§ WRITTEN INSTRUCTION: Each line below should be reproduced without any alteration.

§ COLLECTED MATERIAL:
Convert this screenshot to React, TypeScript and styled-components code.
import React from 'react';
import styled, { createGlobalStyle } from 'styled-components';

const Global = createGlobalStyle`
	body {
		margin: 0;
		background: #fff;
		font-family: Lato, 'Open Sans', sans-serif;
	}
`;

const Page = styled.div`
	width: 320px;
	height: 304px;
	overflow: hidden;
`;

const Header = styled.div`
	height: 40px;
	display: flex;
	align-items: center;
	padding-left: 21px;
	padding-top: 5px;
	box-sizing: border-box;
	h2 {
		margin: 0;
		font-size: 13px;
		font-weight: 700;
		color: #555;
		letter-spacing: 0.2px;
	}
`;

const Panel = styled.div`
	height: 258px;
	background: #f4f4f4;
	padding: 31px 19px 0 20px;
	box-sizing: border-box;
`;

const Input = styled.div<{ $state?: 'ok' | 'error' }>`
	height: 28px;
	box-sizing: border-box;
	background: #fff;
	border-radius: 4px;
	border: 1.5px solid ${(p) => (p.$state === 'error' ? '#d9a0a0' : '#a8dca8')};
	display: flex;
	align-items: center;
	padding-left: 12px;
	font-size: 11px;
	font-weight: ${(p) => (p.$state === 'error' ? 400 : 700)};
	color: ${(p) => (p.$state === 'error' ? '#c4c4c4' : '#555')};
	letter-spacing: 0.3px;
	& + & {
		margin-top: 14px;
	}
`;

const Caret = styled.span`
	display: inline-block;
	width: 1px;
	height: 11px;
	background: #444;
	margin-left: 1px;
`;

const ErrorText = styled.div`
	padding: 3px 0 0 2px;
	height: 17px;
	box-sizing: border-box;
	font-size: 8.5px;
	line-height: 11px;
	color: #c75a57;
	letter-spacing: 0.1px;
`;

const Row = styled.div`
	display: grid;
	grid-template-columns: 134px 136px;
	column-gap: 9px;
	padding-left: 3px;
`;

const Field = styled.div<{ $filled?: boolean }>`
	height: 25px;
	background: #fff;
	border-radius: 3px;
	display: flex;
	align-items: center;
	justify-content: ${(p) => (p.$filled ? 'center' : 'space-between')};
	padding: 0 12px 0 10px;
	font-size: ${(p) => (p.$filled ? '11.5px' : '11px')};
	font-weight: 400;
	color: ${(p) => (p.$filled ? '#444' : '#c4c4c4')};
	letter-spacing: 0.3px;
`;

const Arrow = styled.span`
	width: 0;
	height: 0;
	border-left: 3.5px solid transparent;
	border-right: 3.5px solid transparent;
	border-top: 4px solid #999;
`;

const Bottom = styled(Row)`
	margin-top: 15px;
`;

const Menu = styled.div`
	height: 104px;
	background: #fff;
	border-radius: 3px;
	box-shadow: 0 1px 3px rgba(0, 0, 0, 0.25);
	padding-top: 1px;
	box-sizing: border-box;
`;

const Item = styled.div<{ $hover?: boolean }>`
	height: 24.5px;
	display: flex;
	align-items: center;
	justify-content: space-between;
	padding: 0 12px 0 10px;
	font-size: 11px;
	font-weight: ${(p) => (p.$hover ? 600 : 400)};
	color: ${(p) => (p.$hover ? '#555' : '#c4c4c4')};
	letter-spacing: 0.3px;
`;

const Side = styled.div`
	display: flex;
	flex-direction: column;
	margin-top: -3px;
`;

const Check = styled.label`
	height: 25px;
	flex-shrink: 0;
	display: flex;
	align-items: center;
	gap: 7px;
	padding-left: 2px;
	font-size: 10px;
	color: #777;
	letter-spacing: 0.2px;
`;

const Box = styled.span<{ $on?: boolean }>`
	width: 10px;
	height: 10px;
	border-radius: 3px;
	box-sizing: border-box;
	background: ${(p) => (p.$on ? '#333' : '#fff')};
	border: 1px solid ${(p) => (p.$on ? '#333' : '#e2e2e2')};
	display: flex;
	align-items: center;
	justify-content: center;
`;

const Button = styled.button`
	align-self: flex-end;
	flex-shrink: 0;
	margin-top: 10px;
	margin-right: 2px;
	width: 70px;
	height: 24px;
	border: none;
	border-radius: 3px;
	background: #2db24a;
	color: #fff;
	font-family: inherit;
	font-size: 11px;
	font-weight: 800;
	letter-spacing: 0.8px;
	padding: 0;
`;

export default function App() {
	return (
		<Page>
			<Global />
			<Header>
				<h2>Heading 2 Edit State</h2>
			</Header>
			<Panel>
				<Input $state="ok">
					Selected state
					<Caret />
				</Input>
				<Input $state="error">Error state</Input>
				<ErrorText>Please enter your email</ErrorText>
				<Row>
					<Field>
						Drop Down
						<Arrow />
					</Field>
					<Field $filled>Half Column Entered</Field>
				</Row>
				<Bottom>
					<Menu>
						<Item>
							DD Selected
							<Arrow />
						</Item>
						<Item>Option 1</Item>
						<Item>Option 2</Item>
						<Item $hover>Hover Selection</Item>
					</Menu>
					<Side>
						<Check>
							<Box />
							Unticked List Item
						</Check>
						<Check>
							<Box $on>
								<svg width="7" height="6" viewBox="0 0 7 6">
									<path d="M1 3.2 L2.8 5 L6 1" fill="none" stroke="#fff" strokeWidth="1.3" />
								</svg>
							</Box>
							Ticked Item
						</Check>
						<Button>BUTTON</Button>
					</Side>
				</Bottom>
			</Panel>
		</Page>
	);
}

§ FINISHED EXERCISE:
Convert this screenshot to React, TypeScript and styled-components code.
import React from 'react';
import styled, { createGlobalStyle } from 'styled-components';

const Global = createGlobalStyle`
	body {
		margin: 0;
		background: #fff;
		font-family: Lato, 'Open Sans', sans-serif;
	}
`;

const Page = styled.div`
	width: 320px;
	height: 304px;
	overflow: hidden;
`;

const Header = styled.div`
	height: 40px;
	display: flex;
	align-items: center;
	padding-left: 21px;
	padding-top: 5px;
	box-sizing: border-box;
	h2 {
		margin: 0;
		font-size: 13px;
		font-weight: 700;
		color: #555;
		letter-spacing: 0.2px;
	}
`;

const Panel = styled.div`
	height: 258px;
	background: #f4f4f4;
	padding: 31px 19px 0 20px;
	box-sizing: border-box;
`;

const Input = styled.div<{ $state?: 'ok' | 'error' }>`
	height: 28px;
	box-sizing: border-box;
	background: #fff;
	border-radius: 4px;
	border: 1.5px solid ${(p) => (p.$state === 'error' ? '#d9a0a0' : '#a8dca8')};
	display: flex;
	align-items: center;
	padding-left: 12px;
	font-size: 11px;
	font-weight: ${(p) => (p.$state === 'error' ? 400 : 700)};
	color: ${(p) => (p.$state === 'error' ? '#c4c4c4' : '#555')};
	letter-spacing: 0.3px;
	& + & {
		margin-top: 14px;
	}
`;

const Caret = styled.span`
	display: inline-block;
	width: 1px;
	height: 11px;
	background: #444;
	margin-left: 1px;
`;

const ErrorText = styled.div`
	padding: 3px 0 0 2px;
	height: 17px;
	box-sizing: border-box;
	font-size: 8.5px;
	line-height: 11px;
	color: #c75a57;
	letter-spacing: 0.1px;
`;

const Row = styled.div`
	display: grid;
	grid-template-columns: 134px 136px;
	column-gap: 9px;
	padding-left: 3px;
`;

const Field = styled.div<{ $filled?: boolean }>`
	height: 25px;
	background: #fff;
	border-radius: 3px;
	display: flex;
	align-items: center;
	justify-content: ${(p) => (p.$filled ? 'center' : 'space-between')};
	padding: 0 12px 0 10px;
	font-size: ${(p) => (p.$filled ? '11.5px' : '11px')};
	font-weight: 400;
	color: ${(p) => (p.$filled ? '#444' : '#c4c4c4')};
	letter-spacing: 0.3px;
`;

const Arrow = styled.span`
	width: 0;
	height: 0;
	border-left: 3.5px solid transparent;
	border-right: 3.5px solid transparent;
	border-top: 4px solid #999;
`;

const Bottom = styled(Row)`
	margin-top: 15px;
`;

const Menu = styled.div`
	height: 104px;
	background: #fff;
	border-radius: 3px;
	box-shadow: 0 1px 3px rgba(0, 0, 0, 0.25);
	padding-top: 1px;
	box-sizing: border-box;
`;

const Item = styled.div<{ $hover?: boolean }>`
	height: 24.5px;
	display: flex;
	align-items: center;
	justify-content: space-between;
	padding: 0 12px 0 10px;
	font-size: 11px;
	font-weight: ${(p) => (p.$hover ? 600 : 400)};
	color: ${(p) => (p.$hover ? '#555' : '#c4c4c4')};
	letter-spacing: 0.3px;
`;

const Side = styled.div`
	display: flex;
	flex-direction: column;
	margin-top: -3px;
`;

const Check = styled.label`
	height: 25px;
	flex-shrink: 0;
	display: flex;
	align-items: center;
	gap: 7px;
	padding-left: 2px;
	font-size: 10px;
	color: #777;
	letter-spacing: 0.2px;
`;

const Box = styled.span<{ $on?: boolean }>`
	width: 10px;
	height: 10px;
	border-radius: 3px;
	box-sizing: border-box;
	background: ${(p) => (p.$on ? '#333' : '#fff')};
	border: 1px solid ${(p) => (p.$on ? '#333' : '#e2e2e2')};
	display: flex;
	align-items: center;
	justify-content: center;
`;

const Button = styled.button`
	align-self: flex-end;
	flex-shrink: 0;
	margin-top: 10px;
	margin-right: 2px;
	width: 70px;
	height: 24px;
	border: none;
	border-radius: 3px;
	background: #2db24a;
	color: #fff;
	font-family: inherit;
	font-size: 11px;
	font-weight: 800;
	letter-spacing: 0.8px;
	padding: 0;
`;

export default function App() {
	return (
		<Page>
			<Global />
			<Header>
				<h2>Heading 2 Edit State</h2>
			</Header>
			<Panel>
				<Input $state="ok">
					Selected state
					<Caret />
				</Input>
				<Input $state="error">Error state</Input>
				<ErrorText>Please enter your email</ErrorText>
				<Row>
					<Field>
						Drop Down
						<Arrow />
					</Field>
					<Field $filled>Half Column Entered</Field>
				</Row>
				<Bottom>
					<Menu>
						<Item>
							DD Selected
							<Arrow />
						</Item>
						<Item>Option 1</Item>
						<Item>Option 2</Item>
						<Item $hover>Hover Selection</Item>
					</Menu>
					<Side>
						<Check>
							<Box />
							Unticked List Item
						</Check>
						<Check>
							<Box $on>
								<svg width="7" height="6" viewBox="0 0 7 6">
									<path d="M1 3.2 L2.8 5 L6 1" fill="none" stroke="#fff" strokeWidth="1.3" />
								</svg>
							</Box>
							Ticked Item
						</Check>
						<Button>BUTTON</Button>
					</Side>
				</Bottom>
			</Panel>
		</Page>
	);
}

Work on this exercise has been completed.